# DATASET SECTION
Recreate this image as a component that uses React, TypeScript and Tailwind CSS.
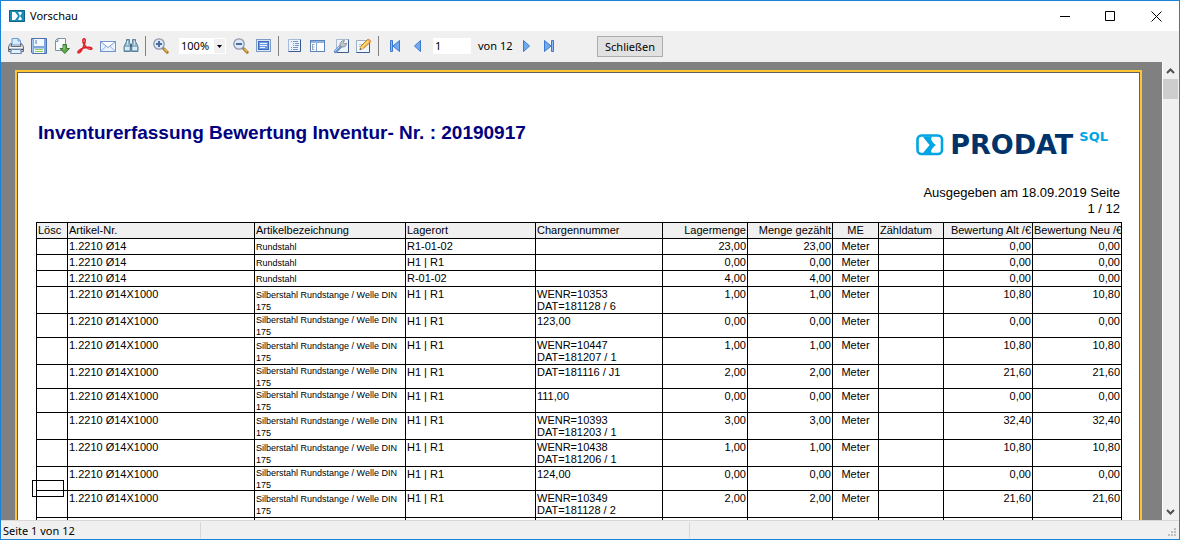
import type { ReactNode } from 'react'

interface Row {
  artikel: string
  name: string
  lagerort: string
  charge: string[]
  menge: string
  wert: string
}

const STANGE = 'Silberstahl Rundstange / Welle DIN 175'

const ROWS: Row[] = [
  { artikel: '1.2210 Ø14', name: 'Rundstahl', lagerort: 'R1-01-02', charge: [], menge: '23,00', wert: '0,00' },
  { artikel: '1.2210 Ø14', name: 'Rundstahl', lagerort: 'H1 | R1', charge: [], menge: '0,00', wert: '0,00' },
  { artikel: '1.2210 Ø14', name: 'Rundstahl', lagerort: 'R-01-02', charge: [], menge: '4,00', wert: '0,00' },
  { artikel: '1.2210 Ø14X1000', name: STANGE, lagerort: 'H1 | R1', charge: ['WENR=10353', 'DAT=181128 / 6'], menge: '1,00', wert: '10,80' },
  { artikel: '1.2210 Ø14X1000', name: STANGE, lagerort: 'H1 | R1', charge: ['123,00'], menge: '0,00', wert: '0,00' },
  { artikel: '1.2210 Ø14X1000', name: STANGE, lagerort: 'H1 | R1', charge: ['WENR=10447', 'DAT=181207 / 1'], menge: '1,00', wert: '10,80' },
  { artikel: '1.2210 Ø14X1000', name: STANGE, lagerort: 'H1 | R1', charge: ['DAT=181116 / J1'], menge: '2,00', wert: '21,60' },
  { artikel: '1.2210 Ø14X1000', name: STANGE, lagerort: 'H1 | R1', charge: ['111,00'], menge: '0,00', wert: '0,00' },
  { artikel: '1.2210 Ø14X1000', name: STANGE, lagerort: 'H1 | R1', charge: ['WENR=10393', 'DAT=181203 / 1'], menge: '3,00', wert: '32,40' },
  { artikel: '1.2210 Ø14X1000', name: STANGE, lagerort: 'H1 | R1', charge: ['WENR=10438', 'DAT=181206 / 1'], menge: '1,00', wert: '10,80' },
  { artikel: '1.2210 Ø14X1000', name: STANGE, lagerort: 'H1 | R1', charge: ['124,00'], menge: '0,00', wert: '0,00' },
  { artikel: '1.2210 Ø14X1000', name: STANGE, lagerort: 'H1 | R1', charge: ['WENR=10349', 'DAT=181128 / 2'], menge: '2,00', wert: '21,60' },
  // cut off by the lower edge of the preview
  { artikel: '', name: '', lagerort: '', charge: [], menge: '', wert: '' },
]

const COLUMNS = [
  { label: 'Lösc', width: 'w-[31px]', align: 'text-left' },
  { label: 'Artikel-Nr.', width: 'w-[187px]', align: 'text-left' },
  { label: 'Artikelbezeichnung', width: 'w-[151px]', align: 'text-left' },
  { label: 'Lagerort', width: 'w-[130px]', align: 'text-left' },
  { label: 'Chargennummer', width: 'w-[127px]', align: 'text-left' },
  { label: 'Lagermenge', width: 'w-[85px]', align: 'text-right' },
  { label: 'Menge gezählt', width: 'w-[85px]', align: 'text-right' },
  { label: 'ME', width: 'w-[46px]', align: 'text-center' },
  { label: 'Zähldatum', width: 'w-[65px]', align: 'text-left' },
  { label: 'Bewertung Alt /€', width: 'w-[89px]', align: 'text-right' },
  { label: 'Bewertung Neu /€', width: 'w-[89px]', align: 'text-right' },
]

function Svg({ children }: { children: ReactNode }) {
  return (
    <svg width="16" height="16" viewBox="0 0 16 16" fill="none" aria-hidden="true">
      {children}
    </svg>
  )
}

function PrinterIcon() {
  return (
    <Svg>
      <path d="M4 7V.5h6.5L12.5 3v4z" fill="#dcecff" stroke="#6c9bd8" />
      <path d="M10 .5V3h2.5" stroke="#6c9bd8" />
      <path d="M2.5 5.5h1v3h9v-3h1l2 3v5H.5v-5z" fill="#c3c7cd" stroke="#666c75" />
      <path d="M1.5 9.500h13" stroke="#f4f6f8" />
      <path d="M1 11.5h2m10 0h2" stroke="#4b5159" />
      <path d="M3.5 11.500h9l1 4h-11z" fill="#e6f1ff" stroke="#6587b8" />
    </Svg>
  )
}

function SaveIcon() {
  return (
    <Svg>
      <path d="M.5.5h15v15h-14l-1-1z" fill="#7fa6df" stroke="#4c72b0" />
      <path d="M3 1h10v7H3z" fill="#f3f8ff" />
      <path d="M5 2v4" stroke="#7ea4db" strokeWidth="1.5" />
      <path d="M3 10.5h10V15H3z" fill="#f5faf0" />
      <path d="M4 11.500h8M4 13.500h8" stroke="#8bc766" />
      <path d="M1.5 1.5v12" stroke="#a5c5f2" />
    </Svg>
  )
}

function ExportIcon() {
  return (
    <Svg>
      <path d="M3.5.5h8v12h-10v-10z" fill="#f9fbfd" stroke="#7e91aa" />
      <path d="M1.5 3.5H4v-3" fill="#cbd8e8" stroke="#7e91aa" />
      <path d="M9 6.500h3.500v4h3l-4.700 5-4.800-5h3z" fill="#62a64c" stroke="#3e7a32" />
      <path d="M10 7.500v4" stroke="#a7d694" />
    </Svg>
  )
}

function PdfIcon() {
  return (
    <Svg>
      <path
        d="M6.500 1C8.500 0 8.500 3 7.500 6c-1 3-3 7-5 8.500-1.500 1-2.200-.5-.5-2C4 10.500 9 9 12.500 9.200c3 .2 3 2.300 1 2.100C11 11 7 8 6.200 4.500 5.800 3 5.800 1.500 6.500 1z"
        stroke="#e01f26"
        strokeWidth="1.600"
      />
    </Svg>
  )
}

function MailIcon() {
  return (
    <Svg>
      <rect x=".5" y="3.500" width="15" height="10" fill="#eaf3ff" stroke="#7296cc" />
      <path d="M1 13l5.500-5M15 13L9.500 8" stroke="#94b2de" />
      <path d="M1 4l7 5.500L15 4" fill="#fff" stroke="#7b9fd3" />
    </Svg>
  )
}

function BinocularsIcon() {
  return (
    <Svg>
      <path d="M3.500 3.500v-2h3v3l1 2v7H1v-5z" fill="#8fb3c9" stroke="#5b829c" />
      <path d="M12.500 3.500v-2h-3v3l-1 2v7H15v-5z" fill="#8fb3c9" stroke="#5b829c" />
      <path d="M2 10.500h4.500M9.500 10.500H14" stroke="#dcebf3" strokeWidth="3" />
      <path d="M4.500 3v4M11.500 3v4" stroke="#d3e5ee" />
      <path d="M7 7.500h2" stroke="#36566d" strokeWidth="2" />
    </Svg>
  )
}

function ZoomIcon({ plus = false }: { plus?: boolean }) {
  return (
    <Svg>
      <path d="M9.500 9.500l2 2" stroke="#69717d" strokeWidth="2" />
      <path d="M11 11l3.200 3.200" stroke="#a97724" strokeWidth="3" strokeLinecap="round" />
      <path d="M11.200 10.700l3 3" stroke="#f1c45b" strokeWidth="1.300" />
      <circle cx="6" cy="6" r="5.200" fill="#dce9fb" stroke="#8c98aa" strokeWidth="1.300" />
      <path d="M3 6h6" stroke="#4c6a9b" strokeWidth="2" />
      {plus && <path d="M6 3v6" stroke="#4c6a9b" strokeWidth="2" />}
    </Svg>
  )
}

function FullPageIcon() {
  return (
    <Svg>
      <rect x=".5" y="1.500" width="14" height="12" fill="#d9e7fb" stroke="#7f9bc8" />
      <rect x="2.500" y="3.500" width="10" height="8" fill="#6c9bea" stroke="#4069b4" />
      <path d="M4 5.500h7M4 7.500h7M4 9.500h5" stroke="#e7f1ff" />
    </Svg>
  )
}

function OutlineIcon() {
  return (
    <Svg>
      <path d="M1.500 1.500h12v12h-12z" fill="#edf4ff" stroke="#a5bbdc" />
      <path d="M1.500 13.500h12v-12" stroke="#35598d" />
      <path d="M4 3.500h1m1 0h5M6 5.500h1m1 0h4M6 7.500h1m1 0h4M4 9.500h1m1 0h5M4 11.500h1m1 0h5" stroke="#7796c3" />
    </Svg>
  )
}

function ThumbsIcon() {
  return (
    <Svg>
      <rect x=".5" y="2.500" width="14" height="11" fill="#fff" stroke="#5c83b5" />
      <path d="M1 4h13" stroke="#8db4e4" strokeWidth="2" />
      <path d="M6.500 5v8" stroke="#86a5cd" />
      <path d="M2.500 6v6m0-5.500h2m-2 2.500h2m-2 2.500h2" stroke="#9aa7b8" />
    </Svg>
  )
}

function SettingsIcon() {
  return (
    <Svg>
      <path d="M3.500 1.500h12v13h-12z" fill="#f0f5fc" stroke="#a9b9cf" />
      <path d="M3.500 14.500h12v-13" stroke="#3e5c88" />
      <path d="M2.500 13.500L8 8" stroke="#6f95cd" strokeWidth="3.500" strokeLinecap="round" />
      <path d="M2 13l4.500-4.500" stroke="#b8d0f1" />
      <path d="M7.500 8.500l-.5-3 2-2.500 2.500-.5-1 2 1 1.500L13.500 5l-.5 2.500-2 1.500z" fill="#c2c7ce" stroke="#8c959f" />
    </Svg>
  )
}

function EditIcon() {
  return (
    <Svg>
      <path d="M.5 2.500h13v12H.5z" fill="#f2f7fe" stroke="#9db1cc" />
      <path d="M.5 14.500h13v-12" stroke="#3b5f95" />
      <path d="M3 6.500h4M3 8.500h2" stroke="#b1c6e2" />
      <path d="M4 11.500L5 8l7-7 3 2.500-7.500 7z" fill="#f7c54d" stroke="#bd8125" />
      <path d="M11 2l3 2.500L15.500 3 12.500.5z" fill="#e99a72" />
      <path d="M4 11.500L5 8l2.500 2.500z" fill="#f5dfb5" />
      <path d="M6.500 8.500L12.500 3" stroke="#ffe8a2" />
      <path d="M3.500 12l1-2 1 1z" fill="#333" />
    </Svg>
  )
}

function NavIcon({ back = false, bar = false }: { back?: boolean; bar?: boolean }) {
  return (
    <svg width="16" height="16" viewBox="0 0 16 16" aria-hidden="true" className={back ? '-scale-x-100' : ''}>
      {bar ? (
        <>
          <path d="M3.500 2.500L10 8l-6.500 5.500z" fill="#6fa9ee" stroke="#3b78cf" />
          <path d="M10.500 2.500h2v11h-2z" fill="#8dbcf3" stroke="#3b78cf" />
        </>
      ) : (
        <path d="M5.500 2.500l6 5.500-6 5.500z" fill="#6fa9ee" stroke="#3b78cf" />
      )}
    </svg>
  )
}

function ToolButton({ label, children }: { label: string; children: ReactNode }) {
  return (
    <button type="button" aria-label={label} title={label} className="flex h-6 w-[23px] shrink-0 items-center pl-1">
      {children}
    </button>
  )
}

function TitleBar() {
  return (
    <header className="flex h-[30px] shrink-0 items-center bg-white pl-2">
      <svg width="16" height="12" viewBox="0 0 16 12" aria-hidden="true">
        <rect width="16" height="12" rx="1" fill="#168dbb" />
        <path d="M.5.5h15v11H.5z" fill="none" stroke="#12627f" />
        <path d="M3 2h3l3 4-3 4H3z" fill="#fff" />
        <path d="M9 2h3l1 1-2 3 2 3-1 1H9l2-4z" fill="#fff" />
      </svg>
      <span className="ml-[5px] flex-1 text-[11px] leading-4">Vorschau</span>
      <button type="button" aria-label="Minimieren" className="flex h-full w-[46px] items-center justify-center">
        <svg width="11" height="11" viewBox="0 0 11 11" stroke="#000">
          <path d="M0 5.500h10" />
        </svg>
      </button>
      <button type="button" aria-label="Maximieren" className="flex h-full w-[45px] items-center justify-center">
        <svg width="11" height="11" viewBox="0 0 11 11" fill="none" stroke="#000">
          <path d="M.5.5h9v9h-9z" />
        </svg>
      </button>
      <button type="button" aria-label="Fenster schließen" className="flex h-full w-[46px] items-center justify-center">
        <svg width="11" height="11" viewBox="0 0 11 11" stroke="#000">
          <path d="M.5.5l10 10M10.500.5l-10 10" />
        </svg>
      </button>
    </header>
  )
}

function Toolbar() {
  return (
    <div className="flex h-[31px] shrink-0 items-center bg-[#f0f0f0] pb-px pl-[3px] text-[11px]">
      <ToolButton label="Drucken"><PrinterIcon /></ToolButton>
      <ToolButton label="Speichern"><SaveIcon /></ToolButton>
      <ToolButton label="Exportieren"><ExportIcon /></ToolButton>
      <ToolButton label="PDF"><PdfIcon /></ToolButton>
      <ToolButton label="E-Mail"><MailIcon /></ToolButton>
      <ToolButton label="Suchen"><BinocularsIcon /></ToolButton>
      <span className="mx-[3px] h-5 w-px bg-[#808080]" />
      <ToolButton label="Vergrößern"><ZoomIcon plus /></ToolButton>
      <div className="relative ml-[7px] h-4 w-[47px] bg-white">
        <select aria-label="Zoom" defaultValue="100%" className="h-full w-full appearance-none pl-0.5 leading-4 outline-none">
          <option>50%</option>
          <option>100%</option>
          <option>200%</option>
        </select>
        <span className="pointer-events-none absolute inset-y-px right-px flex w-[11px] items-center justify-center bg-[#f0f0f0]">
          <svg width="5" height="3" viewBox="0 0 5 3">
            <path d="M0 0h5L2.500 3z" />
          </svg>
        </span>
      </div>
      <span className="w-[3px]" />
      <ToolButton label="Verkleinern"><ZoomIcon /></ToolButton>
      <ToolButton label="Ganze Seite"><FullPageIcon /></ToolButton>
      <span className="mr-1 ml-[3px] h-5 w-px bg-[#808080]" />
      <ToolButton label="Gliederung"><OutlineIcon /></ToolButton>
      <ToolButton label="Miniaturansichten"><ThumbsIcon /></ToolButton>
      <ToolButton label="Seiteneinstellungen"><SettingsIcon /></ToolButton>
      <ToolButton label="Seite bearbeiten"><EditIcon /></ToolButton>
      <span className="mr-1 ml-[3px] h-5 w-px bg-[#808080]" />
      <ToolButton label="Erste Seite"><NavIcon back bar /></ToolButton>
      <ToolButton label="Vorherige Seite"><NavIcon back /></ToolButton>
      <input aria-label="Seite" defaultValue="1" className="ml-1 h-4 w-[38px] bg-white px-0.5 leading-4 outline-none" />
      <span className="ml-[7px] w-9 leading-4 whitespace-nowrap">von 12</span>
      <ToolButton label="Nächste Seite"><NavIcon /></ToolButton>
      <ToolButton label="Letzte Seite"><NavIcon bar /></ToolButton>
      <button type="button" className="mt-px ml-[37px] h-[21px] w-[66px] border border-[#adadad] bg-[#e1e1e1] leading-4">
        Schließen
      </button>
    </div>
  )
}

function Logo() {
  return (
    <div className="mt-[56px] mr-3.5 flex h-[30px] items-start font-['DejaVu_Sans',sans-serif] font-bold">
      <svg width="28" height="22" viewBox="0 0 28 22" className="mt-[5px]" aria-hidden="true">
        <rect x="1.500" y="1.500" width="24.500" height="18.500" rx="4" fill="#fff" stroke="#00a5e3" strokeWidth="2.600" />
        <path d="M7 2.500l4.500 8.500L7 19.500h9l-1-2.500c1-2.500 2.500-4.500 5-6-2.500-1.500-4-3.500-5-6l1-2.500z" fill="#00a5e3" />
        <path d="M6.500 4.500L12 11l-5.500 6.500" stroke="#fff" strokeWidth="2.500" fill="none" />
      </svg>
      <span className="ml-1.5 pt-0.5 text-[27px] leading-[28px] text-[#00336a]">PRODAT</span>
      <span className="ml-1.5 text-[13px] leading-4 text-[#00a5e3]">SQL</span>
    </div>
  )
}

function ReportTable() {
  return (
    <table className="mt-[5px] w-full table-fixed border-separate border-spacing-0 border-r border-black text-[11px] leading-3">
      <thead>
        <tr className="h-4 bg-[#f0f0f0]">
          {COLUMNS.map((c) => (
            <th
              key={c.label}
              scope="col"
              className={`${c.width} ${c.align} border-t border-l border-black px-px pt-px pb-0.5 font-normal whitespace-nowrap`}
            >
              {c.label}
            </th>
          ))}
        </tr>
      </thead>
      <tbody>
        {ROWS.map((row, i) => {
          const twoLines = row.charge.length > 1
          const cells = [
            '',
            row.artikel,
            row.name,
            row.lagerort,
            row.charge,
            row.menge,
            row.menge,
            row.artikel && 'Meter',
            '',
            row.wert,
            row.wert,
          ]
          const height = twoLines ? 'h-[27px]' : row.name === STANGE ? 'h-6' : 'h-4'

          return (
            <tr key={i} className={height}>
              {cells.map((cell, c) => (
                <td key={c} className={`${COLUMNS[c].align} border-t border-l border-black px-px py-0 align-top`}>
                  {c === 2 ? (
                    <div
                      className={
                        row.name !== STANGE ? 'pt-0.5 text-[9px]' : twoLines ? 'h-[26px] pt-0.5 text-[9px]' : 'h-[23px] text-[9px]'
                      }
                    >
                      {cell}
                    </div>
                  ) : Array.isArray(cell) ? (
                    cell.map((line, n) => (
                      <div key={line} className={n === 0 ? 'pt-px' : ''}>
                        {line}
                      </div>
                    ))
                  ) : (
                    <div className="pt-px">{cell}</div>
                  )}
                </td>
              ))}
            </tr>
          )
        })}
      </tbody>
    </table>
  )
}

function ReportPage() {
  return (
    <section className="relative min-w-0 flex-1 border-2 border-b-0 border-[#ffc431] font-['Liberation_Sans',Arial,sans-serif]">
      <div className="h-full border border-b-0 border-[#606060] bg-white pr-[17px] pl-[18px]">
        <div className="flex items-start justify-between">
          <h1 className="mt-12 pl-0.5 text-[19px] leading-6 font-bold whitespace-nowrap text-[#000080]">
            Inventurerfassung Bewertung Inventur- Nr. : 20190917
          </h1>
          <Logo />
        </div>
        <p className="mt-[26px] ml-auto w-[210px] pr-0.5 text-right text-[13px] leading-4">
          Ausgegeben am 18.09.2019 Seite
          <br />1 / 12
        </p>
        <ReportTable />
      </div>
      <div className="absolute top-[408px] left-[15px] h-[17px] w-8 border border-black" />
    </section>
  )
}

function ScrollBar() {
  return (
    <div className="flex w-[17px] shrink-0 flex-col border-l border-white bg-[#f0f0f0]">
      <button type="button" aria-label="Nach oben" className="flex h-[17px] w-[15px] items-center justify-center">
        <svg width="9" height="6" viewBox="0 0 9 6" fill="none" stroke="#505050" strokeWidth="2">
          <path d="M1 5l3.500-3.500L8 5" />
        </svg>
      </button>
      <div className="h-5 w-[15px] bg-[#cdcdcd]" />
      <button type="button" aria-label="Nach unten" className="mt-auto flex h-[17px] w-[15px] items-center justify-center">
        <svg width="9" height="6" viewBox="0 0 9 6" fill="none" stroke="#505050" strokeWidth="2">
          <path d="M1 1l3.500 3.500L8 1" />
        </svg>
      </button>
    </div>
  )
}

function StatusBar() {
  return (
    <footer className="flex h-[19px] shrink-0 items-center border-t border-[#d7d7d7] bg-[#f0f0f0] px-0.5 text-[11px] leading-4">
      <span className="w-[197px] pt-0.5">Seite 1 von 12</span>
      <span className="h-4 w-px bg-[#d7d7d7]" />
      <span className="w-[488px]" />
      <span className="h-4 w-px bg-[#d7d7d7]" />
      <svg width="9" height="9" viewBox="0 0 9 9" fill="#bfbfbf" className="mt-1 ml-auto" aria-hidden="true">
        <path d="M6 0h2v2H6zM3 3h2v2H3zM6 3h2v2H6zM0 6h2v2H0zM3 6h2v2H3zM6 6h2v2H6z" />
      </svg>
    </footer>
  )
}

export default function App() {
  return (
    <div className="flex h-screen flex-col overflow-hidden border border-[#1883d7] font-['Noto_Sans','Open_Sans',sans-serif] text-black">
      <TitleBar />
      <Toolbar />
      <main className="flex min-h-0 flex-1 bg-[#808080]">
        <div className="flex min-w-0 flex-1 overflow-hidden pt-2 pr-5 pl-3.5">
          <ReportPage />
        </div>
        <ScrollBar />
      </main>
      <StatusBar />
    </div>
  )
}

# WORK INSTRUCTIONS
From the first line above down to the line with "const STANGE = 'Silberstahl", reproduce every line and no others, omitting pictures.

# ANSWER IN FULL
Recreate this image as a component that uses React, TypeScript and Tailwind CSS.
import type { ReactNode } from 'react'

interface Row {
  artikel: string
  name: string
  lagerort: string
  charge: string[]
  menge: string
  wert: string
}

const STANGE = 'Silberstahl Rundstange / Welle DIN 175'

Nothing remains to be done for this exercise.